(Interface markup and scripts)

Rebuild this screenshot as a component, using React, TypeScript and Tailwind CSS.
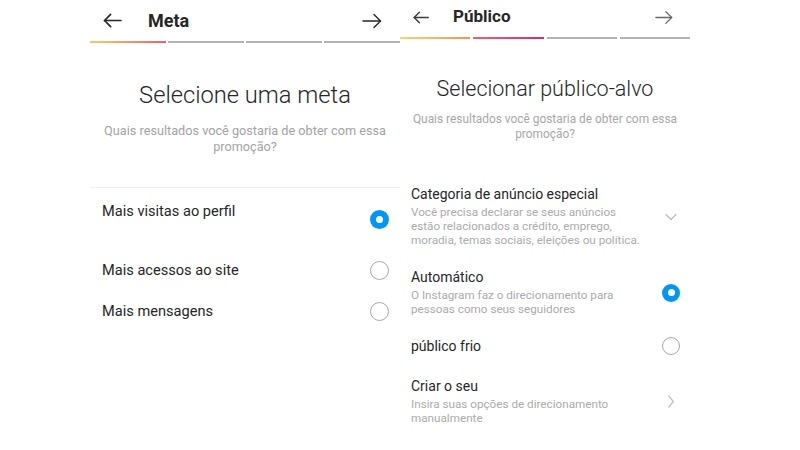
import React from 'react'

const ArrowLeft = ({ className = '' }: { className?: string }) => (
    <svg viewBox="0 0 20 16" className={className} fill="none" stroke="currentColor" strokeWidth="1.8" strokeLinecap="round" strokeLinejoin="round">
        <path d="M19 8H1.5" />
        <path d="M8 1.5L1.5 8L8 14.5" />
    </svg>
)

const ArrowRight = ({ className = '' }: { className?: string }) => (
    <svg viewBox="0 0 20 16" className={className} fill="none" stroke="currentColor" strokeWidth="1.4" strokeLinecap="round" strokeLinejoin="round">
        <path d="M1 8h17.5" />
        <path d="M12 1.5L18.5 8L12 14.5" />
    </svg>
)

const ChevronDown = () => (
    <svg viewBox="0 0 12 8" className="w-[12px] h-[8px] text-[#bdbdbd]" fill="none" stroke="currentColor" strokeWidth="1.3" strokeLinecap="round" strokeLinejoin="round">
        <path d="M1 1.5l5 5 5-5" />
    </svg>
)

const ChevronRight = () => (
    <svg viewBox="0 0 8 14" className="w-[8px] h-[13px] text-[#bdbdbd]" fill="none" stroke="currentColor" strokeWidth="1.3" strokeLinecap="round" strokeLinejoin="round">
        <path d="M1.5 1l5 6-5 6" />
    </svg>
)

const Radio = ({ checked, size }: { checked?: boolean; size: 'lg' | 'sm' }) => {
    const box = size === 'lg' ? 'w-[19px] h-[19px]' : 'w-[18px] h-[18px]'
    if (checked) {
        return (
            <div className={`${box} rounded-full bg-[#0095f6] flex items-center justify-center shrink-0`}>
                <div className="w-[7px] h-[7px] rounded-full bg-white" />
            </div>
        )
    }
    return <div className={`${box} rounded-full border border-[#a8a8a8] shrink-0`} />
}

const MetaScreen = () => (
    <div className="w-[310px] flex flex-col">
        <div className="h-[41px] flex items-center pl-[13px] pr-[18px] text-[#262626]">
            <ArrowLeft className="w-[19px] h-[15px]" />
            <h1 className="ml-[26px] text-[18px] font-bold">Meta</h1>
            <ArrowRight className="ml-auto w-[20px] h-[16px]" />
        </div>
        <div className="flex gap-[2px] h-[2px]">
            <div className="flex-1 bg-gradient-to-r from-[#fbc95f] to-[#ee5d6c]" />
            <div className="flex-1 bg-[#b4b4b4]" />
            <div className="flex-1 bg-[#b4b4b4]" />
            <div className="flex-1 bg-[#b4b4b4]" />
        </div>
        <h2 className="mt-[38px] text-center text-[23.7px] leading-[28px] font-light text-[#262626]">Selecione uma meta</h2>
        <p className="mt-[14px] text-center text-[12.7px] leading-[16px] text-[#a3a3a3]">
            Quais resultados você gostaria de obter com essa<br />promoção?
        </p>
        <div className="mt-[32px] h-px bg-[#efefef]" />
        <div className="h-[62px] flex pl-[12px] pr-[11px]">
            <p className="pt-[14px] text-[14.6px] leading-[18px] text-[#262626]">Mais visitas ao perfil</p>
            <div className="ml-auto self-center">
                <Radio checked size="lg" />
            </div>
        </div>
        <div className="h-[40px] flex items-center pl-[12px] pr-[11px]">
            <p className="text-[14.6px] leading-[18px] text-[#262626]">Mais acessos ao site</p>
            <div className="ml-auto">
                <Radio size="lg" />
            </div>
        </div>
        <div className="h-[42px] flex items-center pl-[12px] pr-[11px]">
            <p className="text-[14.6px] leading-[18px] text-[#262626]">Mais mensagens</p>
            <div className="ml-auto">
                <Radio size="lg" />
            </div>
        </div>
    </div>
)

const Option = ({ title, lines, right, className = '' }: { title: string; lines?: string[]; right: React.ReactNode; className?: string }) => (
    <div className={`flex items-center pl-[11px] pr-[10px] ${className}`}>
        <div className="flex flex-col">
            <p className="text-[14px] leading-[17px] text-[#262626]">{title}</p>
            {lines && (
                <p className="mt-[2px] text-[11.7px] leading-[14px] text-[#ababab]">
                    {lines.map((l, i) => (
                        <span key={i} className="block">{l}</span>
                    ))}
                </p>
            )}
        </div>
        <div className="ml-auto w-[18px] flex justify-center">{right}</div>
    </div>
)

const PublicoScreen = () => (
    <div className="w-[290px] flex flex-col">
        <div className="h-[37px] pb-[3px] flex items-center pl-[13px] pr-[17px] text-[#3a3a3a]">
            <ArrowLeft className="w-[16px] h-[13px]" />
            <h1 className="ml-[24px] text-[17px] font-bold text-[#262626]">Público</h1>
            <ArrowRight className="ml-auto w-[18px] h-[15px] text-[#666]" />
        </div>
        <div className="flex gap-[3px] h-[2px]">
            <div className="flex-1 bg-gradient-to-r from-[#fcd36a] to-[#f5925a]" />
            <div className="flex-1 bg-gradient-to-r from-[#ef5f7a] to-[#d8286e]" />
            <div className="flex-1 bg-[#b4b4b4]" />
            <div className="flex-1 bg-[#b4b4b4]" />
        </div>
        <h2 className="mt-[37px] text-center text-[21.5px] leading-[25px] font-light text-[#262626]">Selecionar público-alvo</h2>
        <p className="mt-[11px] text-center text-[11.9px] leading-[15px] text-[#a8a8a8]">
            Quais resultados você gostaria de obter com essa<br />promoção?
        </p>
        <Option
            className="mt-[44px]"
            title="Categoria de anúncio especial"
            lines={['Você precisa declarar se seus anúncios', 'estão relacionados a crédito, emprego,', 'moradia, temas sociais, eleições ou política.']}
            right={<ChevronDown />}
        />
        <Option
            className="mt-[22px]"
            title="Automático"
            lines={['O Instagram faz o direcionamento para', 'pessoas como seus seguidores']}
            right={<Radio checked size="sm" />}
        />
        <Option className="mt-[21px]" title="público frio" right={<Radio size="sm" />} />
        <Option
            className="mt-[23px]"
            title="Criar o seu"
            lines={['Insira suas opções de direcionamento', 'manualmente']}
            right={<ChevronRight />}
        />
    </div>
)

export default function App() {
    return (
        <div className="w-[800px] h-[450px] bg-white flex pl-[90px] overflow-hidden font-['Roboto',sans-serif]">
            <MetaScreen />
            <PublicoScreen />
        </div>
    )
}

==

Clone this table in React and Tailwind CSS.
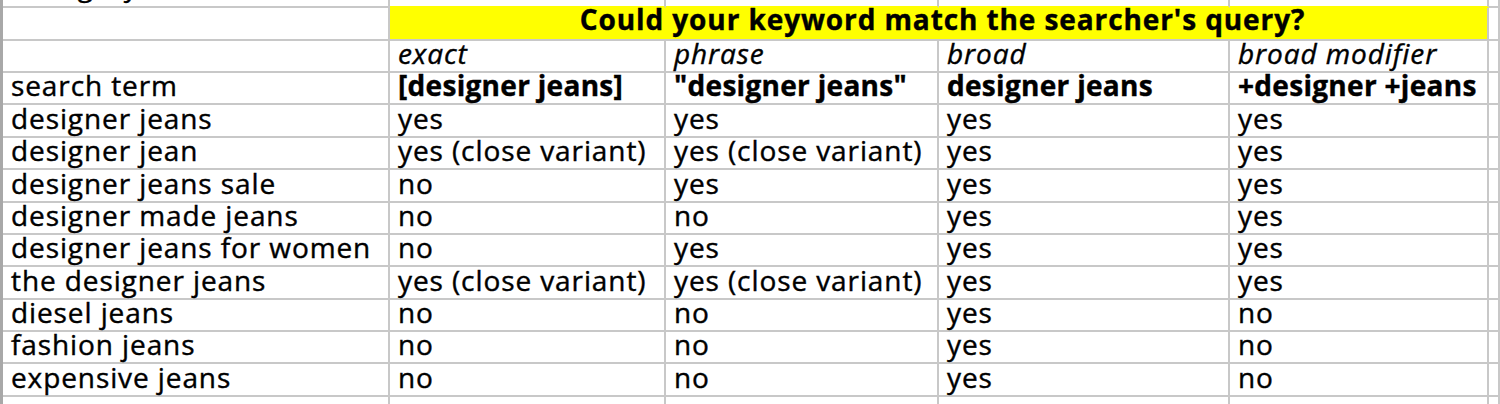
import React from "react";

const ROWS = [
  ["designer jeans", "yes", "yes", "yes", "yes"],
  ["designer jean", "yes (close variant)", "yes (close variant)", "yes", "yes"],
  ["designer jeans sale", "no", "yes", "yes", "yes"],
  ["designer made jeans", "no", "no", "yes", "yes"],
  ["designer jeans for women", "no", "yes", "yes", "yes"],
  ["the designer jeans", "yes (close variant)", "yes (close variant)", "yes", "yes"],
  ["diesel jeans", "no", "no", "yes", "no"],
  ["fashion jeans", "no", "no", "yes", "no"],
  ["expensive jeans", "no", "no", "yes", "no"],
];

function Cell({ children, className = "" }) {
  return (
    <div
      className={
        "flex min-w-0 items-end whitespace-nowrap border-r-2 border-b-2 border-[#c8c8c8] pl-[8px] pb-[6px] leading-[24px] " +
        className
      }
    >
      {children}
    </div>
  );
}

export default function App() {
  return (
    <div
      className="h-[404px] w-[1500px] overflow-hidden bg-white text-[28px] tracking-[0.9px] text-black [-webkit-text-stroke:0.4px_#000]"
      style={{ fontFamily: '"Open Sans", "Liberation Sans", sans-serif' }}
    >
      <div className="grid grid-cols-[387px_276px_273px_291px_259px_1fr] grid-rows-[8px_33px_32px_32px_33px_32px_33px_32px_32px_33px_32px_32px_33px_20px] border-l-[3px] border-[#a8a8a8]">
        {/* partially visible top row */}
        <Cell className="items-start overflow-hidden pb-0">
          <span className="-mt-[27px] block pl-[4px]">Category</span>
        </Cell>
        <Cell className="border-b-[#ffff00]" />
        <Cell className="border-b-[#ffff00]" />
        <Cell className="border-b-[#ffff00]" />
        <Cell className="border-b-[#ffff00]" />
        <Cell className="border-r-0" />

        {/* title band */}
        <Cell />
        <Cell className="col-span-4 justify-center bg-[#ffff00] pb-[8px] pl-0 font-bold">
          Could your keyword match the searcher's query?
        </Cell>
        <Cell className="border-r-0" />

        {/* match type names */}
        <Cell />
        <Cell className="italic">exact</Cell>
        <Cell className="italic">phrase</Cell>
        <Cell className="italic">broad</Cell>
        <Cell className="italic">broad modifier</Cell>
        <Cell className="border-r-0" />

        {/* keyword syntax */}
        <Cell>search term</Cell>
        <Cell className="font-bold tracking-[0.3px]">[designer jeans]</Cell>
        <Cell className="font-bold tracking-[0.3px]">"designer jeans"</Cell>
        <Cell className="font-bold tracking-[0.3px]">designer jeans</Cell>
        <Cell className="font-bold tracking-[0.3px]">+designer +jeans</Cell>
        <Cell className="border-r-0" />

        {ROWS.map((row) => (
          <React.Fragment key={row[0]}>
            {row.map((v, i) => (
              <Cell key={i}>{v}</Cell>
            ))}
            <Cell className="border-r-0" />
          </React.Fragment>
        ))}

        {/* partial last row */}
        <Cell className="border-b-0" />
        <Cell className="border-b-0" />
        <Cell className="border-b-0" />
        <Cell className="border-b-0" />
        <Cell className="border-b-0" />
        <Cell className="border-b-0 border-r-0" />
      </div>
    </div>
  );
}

---

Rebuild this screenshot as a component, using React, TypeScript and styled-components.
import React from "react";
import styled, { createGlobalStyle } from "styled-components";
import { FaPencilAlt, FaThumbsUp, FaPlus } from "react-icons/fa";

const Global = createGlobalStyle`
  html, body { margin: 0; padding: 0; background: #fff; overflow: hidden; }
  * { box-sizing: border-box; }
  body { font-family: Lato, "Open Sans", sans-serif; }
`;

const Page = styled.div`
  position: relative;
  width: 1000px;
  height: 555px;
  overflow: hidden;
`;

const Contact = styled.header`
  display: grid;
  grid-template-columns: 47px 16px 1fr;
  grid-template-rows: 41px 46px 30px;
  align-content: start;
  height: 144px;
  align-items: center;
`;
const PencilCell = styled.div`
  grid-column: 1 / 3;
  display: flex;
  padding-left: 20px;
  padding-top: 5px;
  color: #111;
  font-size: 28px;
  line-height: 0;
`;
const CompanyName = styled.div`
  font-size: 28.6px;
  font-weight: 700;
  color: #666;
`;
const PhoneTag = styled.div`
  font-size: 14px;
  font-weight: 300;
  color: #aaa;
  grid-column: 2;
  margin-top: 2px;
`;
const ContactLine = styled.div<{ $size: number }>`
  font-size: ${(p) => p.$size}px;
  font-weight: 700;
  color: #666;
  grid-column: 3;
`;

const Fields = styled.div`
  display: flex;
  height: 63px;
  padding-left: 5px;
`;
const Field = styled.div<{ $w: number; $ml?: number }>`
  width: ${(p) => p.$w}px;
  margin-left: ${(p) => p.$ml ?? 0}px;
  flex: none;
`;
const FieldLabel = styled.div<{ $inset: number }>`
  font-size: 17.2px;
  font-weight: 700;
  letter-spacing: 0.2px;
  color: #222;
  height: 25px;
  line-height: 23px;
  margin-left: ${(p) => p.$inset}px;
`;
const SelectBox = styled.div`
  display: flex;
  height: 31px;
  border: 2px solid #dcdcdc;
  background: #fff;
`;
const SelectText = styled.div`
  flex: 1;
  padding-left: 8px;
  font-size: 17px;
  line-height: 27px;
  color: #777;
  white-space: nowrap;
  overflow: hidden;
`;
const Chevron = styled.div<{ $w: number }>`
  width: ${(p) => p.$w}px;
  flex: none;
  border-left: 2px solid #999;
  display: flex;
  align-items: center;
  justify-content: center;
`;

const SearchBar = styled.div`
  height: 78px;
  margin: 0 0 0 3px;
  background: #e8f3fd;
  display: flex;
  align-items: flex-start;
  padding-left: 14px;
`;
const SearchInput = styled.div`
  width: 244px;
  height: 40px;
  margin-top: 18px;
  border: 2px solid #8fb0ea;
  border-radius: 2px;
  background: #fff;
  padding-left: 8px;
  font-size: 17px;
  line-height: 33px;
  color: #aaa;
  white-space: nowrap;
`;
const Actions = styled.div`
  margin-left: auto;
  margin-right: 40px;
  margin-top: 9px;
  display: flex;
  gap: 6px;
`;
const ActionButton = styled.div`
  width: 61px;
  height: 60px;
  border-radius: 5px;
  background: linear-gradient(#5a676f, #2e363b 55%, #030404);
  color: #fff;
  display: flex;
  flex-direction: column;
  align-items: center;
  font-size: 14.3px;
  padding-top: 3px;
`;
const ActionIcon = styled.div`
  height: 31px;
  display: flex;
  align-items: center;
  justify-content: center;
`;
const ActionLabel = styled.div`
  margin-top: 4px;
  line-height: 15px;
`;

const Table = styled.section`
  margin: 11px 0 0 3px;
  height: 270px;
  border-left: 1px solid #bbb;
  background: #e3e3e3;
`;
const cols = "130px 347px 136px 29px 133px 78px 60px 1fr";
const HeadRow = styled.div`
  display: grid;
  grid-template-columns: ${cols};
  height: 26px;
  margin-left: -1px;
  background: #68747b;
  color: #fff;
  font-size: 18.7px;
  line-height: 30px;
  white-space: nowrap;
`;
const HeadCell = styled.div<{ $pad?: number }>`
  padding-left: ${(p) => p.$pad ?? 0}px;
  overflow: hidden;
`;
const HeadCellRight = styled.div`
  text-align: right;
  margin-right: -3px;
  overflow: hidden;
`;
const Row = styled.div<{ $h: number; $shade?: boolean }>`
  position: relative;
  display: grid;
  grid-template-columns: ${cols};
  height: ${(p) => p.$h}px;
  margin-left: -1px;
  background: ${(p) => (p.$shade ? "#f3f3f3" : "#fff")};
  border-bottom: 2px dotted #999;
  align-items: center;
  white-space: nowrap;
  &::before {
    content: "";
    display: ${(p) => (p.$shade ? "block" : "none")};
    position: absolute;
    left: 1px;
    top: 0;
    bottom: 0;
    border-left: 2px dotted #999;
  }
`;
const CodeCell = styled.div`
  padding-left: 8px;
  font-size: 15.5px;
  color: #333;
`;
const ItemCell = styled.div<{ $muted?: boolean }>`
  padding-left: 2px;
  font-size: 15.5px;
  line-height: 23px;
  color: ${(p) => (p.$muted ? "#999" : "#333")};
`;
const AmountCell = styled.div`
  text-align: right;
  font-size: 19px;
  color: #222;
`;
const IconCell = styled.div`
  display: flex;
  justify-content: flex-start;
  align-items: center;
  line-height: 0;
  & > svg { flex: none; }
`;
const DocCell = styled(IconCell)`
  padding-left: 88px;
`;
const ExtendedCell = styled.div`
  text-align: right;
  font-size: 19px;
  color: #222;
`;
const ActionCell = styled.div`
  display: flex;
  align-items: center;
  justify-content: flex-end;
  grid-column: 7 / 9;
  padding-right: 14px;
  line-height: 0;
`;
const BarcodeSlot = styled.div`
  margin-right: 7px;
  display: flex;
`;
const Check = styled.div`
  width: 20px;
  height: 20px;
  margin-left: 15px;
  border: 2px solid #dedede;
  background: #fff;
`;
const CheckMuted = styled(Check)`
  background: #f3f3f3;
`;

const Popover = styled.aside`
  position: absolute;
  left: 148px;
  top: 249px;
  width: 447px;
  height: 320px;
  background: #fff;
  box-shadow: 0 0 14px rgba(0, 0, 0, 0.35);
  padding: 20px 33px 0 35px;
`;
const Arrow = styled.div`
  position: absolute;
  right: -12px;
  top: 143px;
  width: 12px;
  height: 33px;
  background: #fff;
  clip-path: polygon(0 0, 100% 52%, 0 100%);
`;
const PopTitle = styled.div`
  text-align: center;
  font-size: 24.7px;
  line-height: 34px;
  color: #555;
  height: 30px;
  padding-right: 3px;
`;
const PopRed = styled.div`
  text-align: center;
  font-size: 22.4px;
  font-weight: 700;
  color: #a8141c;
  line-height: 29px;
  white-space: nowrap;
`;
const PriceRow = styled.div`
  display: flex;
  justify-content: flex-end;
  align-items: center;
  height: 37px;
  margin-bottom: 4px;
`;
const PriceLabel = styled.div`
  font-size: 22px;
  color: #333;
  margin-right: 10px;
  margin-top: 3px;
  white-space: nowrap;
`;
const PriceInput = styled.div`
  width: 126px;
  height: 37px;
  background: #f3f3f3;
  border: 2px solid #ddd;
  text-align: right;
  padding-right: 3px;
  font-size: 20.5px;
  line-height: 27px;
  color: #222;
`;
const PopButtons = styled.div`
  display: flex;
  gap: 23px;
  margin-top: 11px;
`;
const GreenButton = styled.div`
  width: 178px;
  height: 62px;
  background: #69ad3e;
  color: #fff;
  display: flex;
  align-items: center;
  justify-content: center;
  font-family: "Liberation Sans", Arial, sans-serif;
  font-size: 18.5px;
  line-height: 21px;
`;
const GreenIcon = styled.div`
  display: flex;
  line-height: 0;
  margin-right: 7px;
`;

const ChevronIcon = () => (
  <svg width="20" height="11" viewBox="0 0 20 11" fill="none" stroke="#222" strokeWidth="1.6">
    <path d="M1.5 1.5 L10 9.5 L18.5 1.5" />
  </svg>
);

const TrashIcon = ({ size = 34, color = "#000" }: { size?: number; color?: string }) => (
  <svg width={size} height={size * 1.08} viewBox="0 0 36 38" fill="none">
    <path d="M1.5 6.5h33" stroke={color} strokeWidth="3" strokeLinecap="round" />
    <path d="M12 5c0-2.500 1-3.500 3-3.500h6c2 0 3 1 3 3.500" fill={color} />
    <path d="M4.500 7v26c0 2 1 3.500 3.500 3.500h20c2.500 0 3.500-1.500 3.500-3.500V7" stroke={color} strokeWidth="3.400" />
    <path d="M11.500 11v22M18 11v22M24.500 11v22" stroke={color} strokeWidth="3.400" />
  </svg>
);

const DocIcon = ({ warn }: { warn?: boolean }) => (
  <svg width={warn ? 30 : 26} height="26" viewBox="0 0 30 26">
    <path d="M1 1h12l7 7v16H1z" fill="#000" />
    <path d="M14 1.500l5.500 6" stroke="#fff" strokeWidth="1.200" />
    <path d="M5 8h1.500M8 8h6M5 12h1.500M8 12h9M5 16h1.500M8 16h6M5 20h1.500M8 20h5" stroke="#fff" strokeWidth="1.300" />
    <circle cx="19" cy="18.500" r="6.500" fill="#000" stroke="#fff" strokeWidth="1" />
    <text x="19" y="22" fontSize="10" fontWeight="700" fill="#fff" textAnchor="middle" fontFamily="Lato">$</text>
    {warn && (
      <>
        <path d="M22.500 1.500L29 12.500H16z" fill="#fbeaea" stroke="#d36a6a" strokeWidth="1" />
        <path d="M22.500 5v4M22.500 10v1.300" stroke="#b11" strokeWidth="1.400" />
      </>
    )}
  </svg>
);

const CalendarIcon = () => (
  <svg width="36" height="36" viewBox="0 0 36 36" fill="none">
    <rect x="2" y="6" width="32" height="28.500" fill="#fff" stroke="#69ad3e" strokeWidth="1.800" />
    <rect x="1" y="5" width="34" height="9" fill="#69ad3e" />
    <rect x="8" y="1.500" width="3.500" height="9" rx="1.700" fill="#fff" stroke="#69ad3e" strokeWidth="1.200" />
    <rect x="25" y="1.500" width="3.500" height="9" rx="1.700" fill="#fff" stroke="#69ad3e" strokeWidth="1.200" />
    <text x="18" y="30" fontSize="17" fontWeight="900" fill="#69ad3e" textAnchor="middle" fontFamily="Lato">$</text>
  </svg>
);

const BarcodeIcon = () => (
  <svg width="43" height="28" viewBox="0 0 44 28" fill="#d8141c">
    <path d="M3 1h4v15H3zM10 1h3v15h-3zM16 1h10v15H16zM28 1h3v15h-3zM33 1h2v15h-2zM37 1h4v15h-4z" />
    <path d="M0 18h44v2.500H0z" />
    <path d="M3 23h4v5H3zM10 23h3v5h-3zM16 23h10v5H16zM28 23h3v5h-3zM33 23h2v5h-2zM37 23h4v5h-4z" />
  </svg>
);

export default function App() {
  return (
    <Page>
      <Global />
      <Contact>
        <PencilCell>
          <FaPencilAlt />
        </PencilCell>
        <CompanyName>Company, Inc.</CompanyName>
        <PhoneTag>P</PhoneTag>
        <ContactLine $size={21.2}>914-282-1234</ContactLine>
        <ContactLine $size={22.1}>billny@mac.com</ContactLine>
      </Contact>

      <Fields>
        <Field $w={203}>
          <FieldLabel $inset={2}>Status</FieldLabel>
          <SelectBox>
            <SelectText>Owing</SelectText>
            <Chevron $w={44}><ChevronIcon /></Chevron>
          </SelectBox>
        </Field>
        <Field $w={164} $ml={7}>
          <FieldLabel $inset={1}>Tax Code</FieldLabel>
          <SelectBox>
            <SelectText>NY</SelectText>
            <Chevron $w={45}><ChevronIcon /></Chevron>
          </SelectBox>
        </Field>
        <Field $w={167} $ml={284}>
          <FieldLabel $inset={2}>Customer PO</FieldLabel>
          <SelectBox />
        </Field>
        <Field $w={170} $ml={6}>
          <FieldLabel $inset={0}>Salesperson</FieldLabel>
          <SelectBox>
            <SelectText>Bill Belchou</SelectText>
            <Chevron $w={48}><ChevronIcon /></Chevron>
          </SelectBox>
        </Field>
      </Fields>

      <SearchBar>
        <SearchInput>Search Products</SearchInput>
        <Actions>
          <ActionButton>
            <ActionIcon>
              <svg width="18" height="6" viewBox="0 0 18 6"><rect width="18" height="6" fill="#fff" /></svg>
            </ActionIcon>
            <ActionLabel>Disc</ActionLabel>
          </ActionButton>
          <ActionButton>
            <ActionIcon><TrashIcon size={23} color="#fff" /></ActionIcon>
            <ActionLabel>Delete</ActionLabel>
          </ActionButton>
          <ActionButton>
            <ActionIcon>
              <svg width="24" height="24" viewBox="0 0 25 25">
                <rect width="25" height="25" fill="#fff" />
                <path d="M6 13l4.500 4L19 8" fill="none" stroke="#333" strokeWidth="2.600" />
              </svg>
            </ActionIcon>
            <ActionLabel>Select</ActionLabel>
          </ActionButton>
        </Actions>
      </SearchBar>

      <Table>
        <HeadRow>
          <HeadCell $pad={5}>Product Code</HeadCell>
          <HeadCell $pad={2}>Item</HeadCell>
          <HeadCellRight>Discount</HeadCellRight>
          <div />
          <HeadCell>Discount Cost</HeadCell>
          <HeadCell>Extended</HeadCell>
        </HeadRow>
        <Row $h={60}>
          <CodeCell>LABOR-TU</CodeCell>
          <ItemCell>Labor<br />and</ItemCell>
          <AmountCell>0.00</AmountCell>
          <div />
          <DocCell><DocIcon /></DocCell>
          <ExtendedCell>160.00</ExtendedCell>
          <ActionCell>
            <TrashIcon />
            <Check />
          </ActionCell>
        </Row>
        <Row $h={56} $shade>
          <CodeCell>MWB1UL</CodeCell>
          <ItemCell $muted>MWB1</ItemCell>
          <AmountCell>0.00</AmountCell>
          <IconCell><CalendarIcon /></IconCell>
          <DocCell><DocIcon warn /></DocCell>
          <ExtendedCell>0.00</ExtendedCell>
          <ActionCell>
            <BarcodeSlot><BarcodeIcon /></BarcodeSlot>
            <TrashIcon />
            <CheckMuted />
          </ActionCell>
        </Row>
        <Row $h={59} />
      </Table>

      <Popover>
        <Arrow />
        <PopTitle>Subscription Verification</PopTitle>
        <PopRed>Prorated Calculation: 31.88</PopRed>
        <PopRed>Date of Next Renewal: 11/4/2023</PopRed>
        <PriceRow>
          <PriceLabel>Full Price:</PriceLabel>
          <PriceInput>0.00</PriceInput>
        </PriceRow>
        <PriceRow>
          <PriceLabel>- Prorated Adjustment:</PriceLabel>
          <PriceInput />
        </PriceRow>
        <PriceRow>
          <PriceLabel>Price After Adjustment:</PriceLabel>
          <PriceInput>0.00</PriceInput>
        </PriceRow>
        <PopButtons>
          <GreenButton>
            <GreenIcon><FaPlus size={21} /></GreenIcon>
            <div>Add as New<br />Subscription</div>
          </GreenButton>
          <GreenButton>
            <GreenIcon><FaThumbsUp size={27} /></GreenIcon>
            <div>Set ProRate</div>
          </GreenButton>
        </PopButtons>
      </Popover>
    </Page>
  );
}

DIRECTIONS FOR THIS TASK:
Determine how many lines of the listing hold the word "Rebuild" and reply with that figure alone.

ANSWER BELOW:
2